Boosting Supercapacitor Performance of Graphene by Coupling with Nitrogen-Doped Hollow Carbon Frameworks

Graphene as a suitable electrode has been extensively used for electrochemical double-layer capacitors based on its excellent properties, including high electrical conductivity and large specific surface area. However, one of the drawbacks is the unavoidable stacking tendency between the graphene nanosheets, resulting in limited electrochemically specific surface area. Herein, novel graphene nanosheets supported by hollow nitrogen-doped carbon frameworks derived from ZIF-8 (GPNC) were fabricated through a simple polyethyleneimine (PEI)-assisted pyrolysis strategy, to boost capacitance performance. Benefiting from the unique scaffold/support role of hollow nitrogen-doped carbon frameworks within the graphene interlayer, the GPNC with a large specific surface area, along with ample micropore/mesopore channels and high nitrogen content, is capable of facilitating electron and electrolyte ion migration kinetics and enhancing intrinsic electrochemical activity.
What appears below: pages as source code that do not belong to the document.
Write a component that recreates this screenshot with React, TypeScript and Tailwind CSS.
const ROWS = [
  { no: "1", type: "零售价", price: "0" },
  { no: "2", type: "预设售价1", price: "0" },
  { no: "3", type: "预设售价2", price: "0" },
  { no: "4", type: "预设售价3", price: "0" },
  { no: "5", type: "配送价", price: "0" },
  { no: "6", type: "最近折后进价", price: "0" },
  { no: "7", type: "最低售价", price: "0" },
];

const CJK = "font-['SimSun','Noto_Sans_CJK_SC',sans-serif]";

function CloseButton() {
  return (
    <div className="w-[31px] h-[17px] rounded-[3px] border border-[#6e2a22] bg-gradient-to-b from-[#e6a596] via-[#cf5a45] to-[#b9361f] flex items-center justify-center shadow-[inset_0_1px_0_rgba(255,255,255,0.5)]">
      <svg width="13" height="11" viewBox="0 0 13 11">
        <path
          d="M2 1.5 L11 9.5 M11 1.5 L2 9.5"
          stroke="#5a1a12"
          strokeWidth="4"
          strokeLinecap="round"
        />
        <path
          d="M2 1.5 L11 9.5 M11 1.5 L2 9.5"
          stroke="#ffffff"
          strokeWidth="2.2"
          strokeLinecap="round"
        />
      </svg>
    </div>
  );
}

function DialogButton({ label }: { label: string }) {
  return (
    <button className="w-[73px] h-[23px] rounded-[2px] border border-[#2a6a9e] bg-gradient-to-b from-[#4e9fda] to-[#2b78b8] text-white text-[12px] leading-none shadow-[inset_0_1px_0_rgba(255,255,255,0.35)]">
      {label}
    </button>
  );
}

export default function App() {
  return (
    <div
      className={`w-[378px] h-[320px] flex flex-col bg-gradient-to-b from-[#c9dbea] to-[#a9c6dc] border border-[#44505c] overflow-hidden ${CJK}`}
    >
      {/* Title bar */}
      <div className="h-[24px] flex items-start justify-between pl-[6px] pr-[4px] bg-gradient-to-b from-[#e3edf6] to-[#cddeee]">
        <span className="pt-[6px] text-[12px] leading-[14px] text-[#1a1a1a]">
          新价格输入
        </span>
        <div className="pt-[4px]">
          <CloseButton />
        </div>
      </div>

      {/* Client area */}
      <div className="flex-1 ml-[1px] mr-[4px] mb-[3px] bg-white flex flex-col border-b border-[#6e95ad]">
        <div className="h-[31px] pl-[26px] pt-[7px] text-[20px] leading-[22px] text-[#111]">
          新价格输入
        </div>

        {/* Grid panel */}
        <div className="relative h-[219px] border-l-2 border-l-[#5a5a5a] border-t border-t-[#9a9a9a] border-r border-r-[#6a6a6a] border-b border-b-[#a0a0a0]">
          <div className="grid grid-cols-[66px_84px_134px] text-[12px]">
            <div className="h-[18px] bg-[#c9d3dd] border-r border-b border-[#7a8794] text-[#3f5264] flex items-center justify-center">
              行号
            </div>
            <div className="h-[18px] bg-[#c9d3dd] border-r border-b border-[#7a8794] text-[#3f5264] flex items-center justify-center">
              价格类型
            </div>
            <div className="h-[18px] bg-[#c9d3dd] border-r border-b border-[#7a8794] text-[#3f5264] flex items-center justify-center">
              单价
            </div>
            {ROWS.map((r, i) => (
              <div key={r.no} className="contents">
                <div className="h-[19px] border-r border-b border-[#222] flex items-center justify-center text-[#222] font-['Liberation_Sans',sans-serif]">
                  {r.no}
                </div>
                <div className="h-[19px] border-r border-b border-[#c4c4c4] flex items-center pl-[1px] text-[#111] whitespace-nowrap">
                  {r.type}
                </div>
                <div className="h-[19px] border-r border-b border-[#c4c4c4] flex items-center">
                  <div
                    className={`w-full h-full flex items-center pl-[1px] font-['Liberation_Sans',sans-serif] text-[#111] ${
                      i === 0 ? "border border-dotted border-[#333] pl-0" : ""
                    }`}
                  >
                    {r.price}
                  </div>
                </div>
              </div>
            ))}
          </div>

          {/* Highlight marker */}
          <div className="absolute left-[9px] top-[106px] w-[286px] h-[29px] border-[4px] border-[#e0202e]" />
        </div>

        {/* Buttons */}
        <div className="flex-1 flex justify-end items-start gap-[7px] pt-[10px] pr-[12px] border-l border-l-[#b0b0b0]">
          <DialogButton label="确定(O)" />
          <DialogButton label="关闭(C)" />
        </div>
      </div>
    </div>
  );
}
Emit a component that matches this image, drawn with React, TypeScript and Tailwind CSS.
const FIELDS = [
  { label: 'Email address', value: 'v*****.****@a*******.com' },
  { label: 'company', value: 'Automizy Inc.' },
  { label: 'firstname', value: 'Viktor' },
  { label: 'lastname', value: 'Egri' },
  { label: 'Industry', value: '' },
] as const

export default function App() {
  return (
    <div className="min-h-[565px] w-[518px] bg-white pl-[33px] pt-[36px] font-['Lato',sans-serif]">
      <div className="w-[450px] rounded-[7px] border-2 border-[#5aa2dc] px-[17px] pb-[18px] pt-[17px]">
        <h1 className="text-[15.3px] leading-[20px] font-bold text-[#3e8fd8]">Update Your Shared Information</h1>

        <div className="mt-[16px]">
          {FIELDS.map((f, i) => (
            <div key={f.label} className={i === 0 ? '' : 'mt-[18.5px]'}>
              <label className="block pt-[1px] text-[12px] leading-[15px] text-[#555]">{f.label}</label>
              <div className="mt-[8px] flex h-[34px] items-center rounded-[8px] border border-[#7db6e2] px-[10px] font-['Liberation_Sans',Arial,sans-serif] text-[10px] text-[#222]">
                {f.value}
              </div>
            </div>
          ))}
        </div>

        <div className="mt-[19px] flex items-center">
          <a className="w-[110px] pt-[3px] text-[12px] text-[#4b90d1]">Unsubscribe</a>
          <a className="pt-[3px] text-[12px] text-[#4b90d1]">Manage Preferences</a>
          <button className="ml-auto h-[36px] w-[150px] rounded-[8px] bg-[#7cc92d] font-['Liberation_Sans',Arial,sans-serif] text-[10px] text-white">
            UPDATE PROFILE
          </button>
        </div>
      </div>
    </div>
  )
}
Thus, the GPNC exhibits the highest charge storage of 218 F g⁻¹ and superior rate capability of 74 % when the current density increased from 0.5 to 20 Ag⁻¹ in comparison to pristine graphene and common ZIF-derived carbon/graphene electrodes. The assembled GPNC//GPNC two-electrode system further delivers a maximum power of 9080 Wkg⁻¹ with outstanding electrochemical retention of 84 % over 10 000 cycles.